I have children who insist on listening to top 40 (though, really, it's more like top 20) radio, so periodically I vent my thoughts on the stuff I hear. Here goes:
Taylor Swift, "You Belong With Me". Despite Taylor Swift's winning performance on Saturday Night Live a couple of weeks ago, I loathe her bland pop country pap. This one feels particularly cynical because it's a tale of unrequited love in which the rival is a total straw man. "She wears high heels, I wear sneakers..." what girl can't identify with that? Because nobody wears high heels to high school! It's brilliant marketing, really. And I'd rather tell kids pining after the wrong boys or girls, "Don't pine! Move on! Their bad boyfriend/girlfriend choices indicate issues you'd rather not deal with anyway!" Or, in any case, that's what I'd like to tell my 16-year-old self. And then again my 18-year-old self. Sigh.

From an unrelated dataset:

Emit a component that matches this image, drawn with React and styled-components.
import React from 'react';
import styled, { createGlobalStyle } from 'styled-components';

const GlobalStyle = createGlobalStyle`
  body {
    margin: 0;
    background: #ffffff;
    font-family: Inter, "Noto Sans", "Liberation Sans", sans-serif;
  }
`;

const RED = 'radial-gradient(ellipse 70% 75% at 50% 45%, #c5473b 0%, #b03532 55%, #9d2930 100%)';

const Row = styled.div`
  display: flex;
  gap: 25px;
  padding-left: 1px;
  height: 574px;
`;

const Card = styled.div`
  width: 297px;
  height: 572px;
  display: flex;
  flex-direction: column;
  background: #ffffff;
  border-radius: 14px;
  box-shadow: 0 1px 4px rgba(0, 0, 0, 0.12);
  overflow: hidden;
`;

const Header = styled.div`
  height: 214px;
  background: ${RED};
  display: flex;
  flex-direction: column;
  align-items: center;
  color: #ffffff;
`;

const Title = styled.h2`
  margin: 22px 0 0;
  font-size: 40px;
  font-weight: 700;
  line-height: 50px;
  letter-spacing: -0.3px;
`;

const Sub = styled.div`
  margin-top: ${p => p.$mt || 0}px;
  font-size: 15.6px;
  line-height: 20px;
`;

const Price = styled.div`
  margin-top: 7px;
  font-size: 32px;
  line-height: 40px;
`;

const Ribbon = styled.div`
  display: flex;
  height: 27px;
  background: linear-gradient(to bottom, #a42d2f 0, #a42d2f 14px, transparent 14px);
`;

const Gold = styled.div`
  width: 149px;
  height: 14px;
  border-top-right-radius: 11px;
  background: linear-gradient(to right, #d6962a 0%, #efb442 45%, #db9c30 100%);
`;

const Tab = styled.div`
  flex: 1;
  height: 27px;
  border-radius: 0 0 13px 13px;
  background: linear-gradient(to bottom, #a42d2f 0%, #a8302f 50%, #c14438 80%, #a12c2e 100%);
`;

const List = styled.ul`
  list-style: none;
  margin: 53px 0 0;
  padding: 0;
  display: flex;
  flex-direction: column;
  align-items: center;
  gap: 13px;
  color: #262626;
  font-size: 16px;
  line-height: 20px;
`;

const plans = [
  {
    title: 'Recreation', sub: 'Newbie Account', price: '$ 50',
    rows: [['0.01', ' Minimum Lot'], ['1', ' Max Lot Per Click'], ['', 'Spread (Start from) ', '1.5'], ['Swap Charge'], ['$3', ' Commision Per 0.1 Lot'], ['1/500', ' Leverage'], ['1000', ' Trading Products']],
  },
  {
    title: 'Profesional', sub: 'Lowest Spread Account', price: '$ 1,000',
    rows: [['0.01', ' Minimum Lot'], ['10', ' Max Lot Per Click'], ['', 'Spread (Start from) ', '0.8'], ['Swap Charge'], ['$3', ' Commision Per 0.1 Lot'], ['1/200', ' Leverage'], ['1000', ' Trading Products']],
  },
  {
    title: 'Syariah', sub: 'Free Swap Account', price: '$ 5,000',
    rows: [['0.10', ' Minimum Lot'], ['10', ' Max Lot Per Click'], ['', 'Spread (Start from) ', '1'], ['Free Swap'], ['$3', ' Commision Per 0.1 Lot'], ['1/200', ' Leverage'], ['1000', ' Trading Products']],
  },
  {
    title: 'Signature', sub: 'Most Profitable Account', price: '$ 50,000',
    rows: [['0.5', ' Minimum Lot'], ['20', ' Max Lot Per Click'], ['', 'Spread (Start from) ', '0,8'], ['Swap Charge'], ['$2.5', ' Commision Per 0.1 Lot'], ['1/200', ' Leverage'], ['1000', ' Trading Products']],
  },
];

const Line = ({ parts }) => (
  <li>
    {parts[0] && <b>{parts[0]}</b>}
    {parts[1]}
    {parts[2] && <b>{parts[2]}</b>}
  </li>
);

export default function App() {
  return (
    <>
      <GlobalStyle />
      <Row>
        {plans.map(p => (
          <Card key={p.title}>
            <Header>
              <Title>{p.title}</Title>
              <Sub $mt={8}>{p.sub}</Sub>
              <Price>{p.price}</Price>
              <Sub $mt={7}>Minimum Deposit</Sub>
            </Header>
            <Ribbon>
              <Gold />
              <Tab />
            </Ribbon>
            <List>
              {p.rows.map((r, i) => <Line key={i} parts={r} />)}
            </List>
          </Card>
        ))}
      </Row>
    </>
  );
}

Miley Cyrus, "Party in the USA" Another cynical pop confection that plays on Miley's image--oh, she's just a small town girl, livin' in a lonely world, at sea in this world of celebrities! So it appeals to middle america's smug sense of superiority to the superficial coasts (hey, I grew up there--I can say that. The coasts have their own smug sense of superiority). Here's what I like, though--she name-checks Jay-Z. This shows two things: 1.) that Jay-Z is really, officially, totally over, safe enough to be name checked by teen stars and 2.)that the cynics who write pop songs for Miley Cyrus recognize that even the Middle American white kids that "Party in the USA" is aimed at love hip hop. I just love that a pop/country/dance singer is given a song that references a hip hop mogul. It's not using music to divide and balkanize--it is, in its own cynical, market-driven way, using music to bring people together. Oh yeah, and the chorus is catchy as hell and I annoy the hell out of my coworkers with it. So that's cool too.
Jay-Z with Kanye West and Rihanna "Run This Town." Boy, there's really no song here at all, and Jay-Z's forgettable verses show he can barely be bothered to show up for his own song, which is dominated by Rihanna's singing the hook. Kanye's verse is actually kind of good (and how humiliating is it to be outrapped by Kanye West in any setting, but especially on your own record?) and very revealing. "What you think I rap for? To push a fuckin' Rav 4?" This is why commercial hip hop totally sucks right now. I mean, yeah, good for you Kanye, glad you got a nice car out of the whole rap deal, but I know kids who rap because their freaking heads are going to explode if they don't. We've all been to concerts where professional musicians went through the motions for the payday and concerts where musicians looked like they had to get the music out of them or it would harm them. The latter kind are the good ones. Seems odd but I guess admirably honest that Kanye admits that for him, it's all about the money.